National Health Service staff featured in a prolonged segment celebrating the NHS and children's literature, despite the intense controversies which currently surround its future.
Political disputes were largely put aside as Britain united behind Boyle's intensely patriotic three-hour extravaganza.
Sebastian Coe, addressing the stadium, said that London 2012 would "inspire a generation".
He told the global audience of one billion people: "In every Olympic sport there is all that matters in life: humans stretch to the limit of their abilities inspired by what they can achieve, driven by their talent to work harder than they could believe possible – living for the moment but making an indelible mark upon history."
But ministerial interference in the content of the ceremony had had to be resisted, Boyle suggested in a press conference earlier.
"We started under a Labour government, now a Conservative government," the Slumdog Millionaire director said.
"Seb [Coe] has protected us from any kind of interference. We have been allowed to express ourselves.
"It's the instinct of any government to say we must have this, we must say this. Not everyone is going to like it and not everyone is going to join in. We wanted it to make it accessible to everyone but not be bland."
The ceremony included many cultural references which may not have been familiar to a global audience, including the Archers theme tune, Wind In The Willows and 1980s movie classic Gregory's Girl.
But Rowan Atkinson's world-famous Mr Bean character and an unexpected entrance by James Bond and the Queen will have been instantly recognisable the world over.
The monarch and Britain's most famous spy made an unexpected entrance into the Olympic Stadium in east London, after Kenneth Branagh as Isambard Kingdom Brunel helped dismantle rural England in a depiction of the Industrial Revolution.
Rapper Dizzee Rascal wrapped up a section on digital Britain which ended with an appearance by Sir Tim Berners-Lee, the investor of the world wide web. "This is for everyone," he tweeted.

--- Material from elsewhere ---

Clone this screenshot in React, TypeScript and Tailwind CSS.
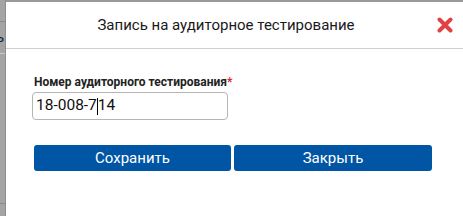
import React from "react";

export default function App() {
  return (
    <div className="flex h-[216px] w-[463px] overflow-hidden bg-white font-['Roboto',sans-serif]">
      <div className="relative w-[6px] shrink-0 border-r border-[#8f8f8f] bg-[#a4a4a4]">
        <div className="absolute left-0 top-[21px] h-px w-[5px] bg-[#8a8a8a]" />
        <div className="absolute left-[-4px] top-[29px] text-[15px] leading-[16px] text-[#10213a]">ь</div>
        <div className="absolute left-0 top-[53px] h-px w-[5px] bg-[#c9c9c9]" />
        <div className="absolute left-0 top-[203px] h-px w-[5px] bg-[#8a8a8a]" />
      </div>
      <div className="flex flex-1 flex-col border-t-2 border-[#9a9a9a]">
        <div className="relative flex h-[47px] items-center border-b border-[#cfcfcf]">
          <div className="w-full pr-[17px] pt-[1px] text-center text-[15px] text-[#1a1a1a]">
            Запись на аудиторное тестирование
          </div>
          <svg
            className="absolute right-[10px] top-[15px]"
            width="16"
            height="16"
            viewBox="0 0 16 16"
          >
            <path d="M2.5 2.5 L13.5 13.5 M13.5 2.5 L2.5 13.5" stroke="#e04343" strokeWidth="4" strokeLinecap="round" />
          </svg>
        </div>
        <div className="flex flex-col pl-[26px] pt-[25px]">
          <div className="pl-[2px] text-[12px] font-bold leading-[16px] text-[#222]">
            Номер аудиторного тестирования<span className="text-[#e02020]">*</span>
          </div>
          <div className="mt-[2px] flex h-[28px] w-[196px] items-center rounded-[4px] border border-[#b5b5b5] pl-[3px] text-[15.5px] text-[#111]">
            <span>18-008-7</span>
            <span className="inline-block h-[17px] w-px bg-black" />
            <span>14</span>
          </div>
          <div className="mt-[25px] flex gap-[3px] pl-[2px]">
            <button className="h-[26px] w-[197px] rounded-[3px] bg-[#0055a5] text-[15px] text-white">
              Сохранить
            </button>
            <button className="h-[26px] w-[198px] rounded-[3px] bg-[#0055a5] text-[15px] text-white">
              Закрыть
            </button>
          </div>
        </div>
      </div>
    </div>
  );
}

Murder victim Stephen Lawrence's mother Doreen Lawrence, civil liberties group Liberty director Shami Chakrabarti and UN secretary-general Ban Ki-moon were among those carrying the Olympic flag.
After Olympic athletes entered the stadium, with cyclist Chris Hoy carrying the flags for Team GB, Steve Redgrave was confirmed as the mystery person carrying the Olympic flame in the stadium.
But it was a group of seven young Olympians who lit the flame itself – an elaborate structure uniting the flames of copper petals carried into the stadium by each country.
International Olympic Committee president Jacques Rogge said that the Games were "coming home" to London, which is the first city to have hosted the Olympics on three occasions.
He pointed out this is the first time that all Olympic teams have at least one woman competitor. Saudi Arabia has two females competing.
Not all approved of the ceremony. Conservative MP Aidan Burley tweeted: "The most leftie opening ceremony I have ever seen – more than Beijing, the capital of a communist state! Welfare tribute next?"